Le placenta existe pour protéger aussi bien le bébé que la mère, poursuit-elle, «mais à un moment donné, il dépasse cette capacité-là, et on sait que des altérations au niveau du placenta ou dans son fonctionnement vont être associées à des problèmes de développement».
«On a souvent tendance à penser que le placenta est une barrière (…) de sûreté, puis que ce qui ne traverse pas de la maman au bébé n’est pas dangereux, mais c’est un mythe parce que ce qui affecte le placenta va affecter le bébé, même si ça ne se rend pas au bébé», a prévenu Mme Vaillancourt.
Une problématique inquiétante
Mais la problématique des nanoplastiques est encore plus inquiétante et plus complexe qu’il n’y paraît de prime abord, prévient le professeur Daniel Cyr, titulaire de la Chaire de recherche du Canada en toxicologie de la reproduction à l’INRS.
Les microplastiques, rappelle-t-il, peuvent causer de l’inflammation, et l’inflammation aura comme effet «d’ouvrir» des barrières cellulaires qui resteraient autrement fermées.

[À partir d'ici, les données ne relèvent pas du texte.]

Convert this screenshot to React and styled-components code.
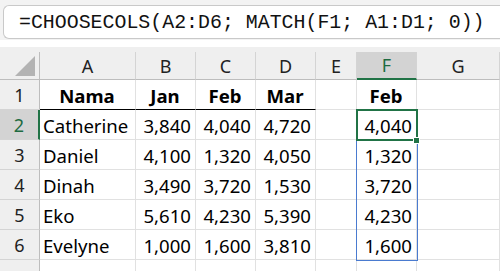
import React from "react";
import styled, { createGlobalStyle } from "styled-components";

const GlobalStyle = createGlobalStyle`
  body {
    margin: 0;
    background: #ffffff;
    font-family: "Noto Sans", "Liberation Sans", sans-serif;
  }
`;

const Page = styled.div`
  width: 500px;
  height: 271px;
  overflow: hidden;
  background: #ffffff;
`;

const FormulaArea = styled.div`
  background: #f3f3f3;
  padding: 5px 0 0 3px;
  height: 40px;
  box-sizing: border-box;
`;

const FormulaBox = styled.div`
  height: 34px;
  box-sizing: border-box;
  border: 1px solid #c9c9c9;
  border-right: none;
  border-radius: 6px 0 0 6px;
  background: #ffffff;
  display: flex;
  align-items: center;
  padding-left: 15px;
  font-family: "Liberation Mono", "DejaVu Sans Mono", monospace;
  font-size: 19.9px;
  color: #111;
  white-space: nowrap;
`;

const Gap = styled.div`
  height: 7px;
  background: #ffffff;
`;

const Sheet = styled.div`
  position: relative;
`;

const HeaderStrip = styled.div`
  height: 5px;
  background: #efefef;
`;

const Grid = styled.div`
  display: grid;
  grid-template-columns: 40px 96px 60px 60px 60px 41px 60px 1fr;
  grid-template-rows: 28px repeat(7, 30px);
`;

const Corner = styled.div`
  position: relative;
  background: #efefef;
  border-right: 1px solid #bdbdbd;
  border-bottom: 1px solid #bdbdbd;
  box-sizing: border-box;
  &::after {
    content: "";
    position: absolute;
    right: 4px;
    bottom: 3px;
    width: 0;
    height: 0;
    border-left: 20px solid transparent;
    border-bottom: 20px solid #b3b3b3;
  }
`;

const ColHead = styled.div`
  background: ${(p) => (p.$active ? "#d3d3d3" : "#efefef")};
  color: ${(p) => (p.$active ? "#1e6b41" : "#222")};
  border-right: 1px solid #d4d4d4;
  border-bottom: ${(p) => (p.$active ? "2px solid #217346" : "1px solid #bdbdbd")};
  box-sizing: border-box;
  display: flex;
  align-items: center;
  justify-content: center;
  font-size: 18px;
`;

const RowHead = styled.div`
  background: ${(p) => (p.$active ? "#d3d3d3" : "#efefef")};
  color: ${(p) => (p.$active ? "#1e6b41" : "#222")};
  border-right: ${(p) => (p.$active ? "2px solid #217346" : "1px solid #bdbdbd")};
  border-bottom: 1px solid #d4d4d4;
  box-sizing: border-box;
  display: flex;
  align-items: center;
  justify-content: center;
  font-size: 18px;
`;

const Cell = styled.div`
  border-right: 1px solid #e1e1e1;
  border-bottom: ${(p) => (p.$tableHead ? "1px solid #000000" : "1px solid #e1e1e1")};
  box-sizing: border-box;
  display: flex;
  align-items: center;
  justify-content: ${(p) =>
    p.$align === "center" ? "center" : p.$align === "right" ? "flex-end" : "flex-start"};
  padding: 1px 4px 0 3px;
  font-size: 18.6px;
  font-weight: ${(p) => (p.$bold ? 700 : 400)};
  color: #000;
  white-space: nowrap;
  overflow: hidden;
`;

/* overlays positioned relative to Sheet (sheet top = page y 47) */
const SpillRange = styled.div`
  position: absolute;
  left: 356px;
  top: 62px;
  width: 62px;
  height: 152px;
  box-sizing: border-box;
  border: 1px solid #4a7bd0;
  pointer-events: none;
`;

const ActiveCell = styled.div`
  position: absolute;
  left: 356px;
  top: 62px;
  width: 62px;
  height: 32px;
  box-sizing: border-box;
  border: 2px solid #217346;
  pointer-events: none;
`;

const FillHandle = styled.div`
  position: absolute;
  left: 413px;
  top: 90px;
  width: 7px;
  height: 7px;
  box-sizing: border-box;
  background: #217346;
  border: 1px solid #ffffff;
`;

const columns = ["A", "B", "C", "D", "E", "F", "G"];

const data = [
  ["Catherine", "3,840", "4,040", "4,720", "4,040"],
  ["Daniel", "4,100", "1,320", "4,050", "1,320"],
  ["Dinah", "3,490", "3,720", "1,530", "3,720"],
  ["Eko", "5,610", "4,230", "5,390", "4,230"],
  ["Evelyne", "1,000", "1,600", "3,810", "1,600"],
];

export default function App() {
  return (
    <Page>
      <GlobalStyle />
      <FormulaArea>
        <FormulaBox>=CHOOSECOLS(A2:D6; MATCH(F1; A1:D1; 0))</FormulaBox>
      </FormulaArea>
      <Gap />
      <Sheet>
        <HeaderStrip />
        <Grid>
          <Corner />
          {columns.map((c) => (
            <ColHead key={c} $active={c === "F"}>
              {c}
            </ColHead>
          ))}

          <RowHead>1</RowHead>
          <Cell $align="center" $bold $tableHead>Nama</Cell>
          <Cell $align="center" $bold $tableHead>Jan</Cell>
          <Cell $align="center" $bold $tableHead>Feb</Cell>
          <Cell $align="center" $bold $tableHead>Mar</Cell>
          <Cell />
          <Cell $align="center" $bold>Feb</Cell>
          <Cell />

          {data.map((row, r) => (
            <React.Fragment key={r}>
              <RowHead $active={r === 0}>{r + 2}</RowHead>
              <Cell>{row[0]}</Cell>
              <Cell $align="right">{row[1]}</Cell>
              <Cell $align="right">{row[2]}</Cell>
              <Cell $align="right">{row[3]}</Cell>
              <Cell />
              <Cell $align="right">{row[4]}</Cell>
              <Cell />
            </React.Fragment>
          ))}

          <RowHead />
          {columns.map((c) => (
            <Cell key={c} />
          ))}
        </Grid>
        <SpillRange />
        <ActiveCell />
        <FillHandle />
      </Sheet>
    </Page>
  );
}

«Et ce n’est pas seulement le type ou la grosseur du plastique, a indiqué le professeur Cyr. Il y a de plus en plus d’études (qui montrent) qu’il y a un paquet d’autres molécules qui peuvent se lier aux plastiques, comme des polluants, des pesticides, des hydrocarbures, des métaux… On n’avait pas réalisé que tous ces produits-là peuvent être transportés par les microplastiques vers certains organes.»
Les microplastiques, dit-il, permettent à ces substances indésirables de «contourner» les systèmes de défense de l’organisme pour en infiltrer les moindres racoins.
La question qui se pose dès lors, évidemment, est de savoir si et comment il est possible de minimiser notre exposition à ces particules.
«Ça fait plusieurs années qu’on dit aux gens de faire attention, de ne pas réutiliser les plastiques jetables, a rappelé le professeur Cyr. On utilise de moins en moins de plastiques, on en relâche de moins en moins dans l’environnement, mais ça va prendre un effort grandiose parce que (les plastiques sont) vraiment la nouvelle dioxine des années 2000. Autant dans le temps on parlait de la dioxine comme étant répandue partout, autant les nanoplastiques sont rendus partout sur la planète, et la seule façon d’arrêter ça, ça va être de cesser de les utiliser.»